The Workmen’s Compensation Commission, through Associate Commissioner Jose Sanchez, found an employer-employee relationship and awarded compensation. The Commission en banc, upon motion for reconsideration, failed to muster a majority vote to set aside the award, resulting in its affirmation. The petitioners sought review, arguing primarily that Garcia was an independent contractor, not an employee, as he bought ice drops at P0.03 and sold them at P0.05, could return unsold items for credit, and his earnings were based on sales.
ISSUE
The principal issue is whether an employer-employee relationship existed between the deceased ice drop vendor, Emilio Garcia, and the petitioner, Snow White Ice Cream & Ice Drop Factory, such that the Workmen’s Compensation Act applies.
RULING
The Supreme Court affirmed the award, ruling that an employer-employee relationship did exist. The Court applied the “control test” established in Investment Planning Corporation v. Social Security System. The decisive criterion is whether the employer has the right to control not only the end to be achieved but also the means and methods by which the work is accomplished.
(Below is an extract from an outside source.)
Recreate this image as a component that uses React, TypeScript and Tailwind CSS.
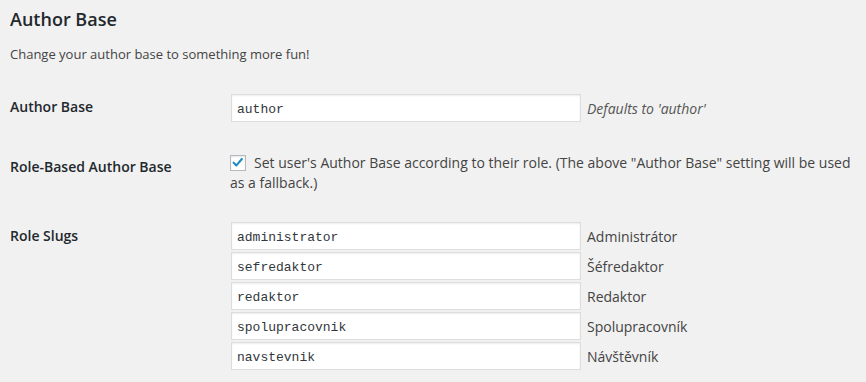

From the established facts, the Court found the element of control present. Garcia was supplied with essential tools like the pushcart, crushed ice, ice picks, and salt by the petitioner. The pushcart bore the company’s trade name, indicating he was representing the business. While his compensation was commission-based, the arrangement where he could return unsold ice drops for credit undermined the assertion of an independent vendor-purchaser relationship. His work was integral to the petitioner’s distribution system, and he devoted his entire time to selling the petitioner’s product. These circumstances demonstrated that the petitioner retained control over significant aspects of the work. The Court cited Larson’s treatise on workmen’s compensation and analogous American jurisprudence, which presumes employment for distributors who do not hold themselves out as independent businessmen. The findings of fact by the Commission were binding, and the legal conclusion of employment was correct. The award to the deceased’s heirs was sustained.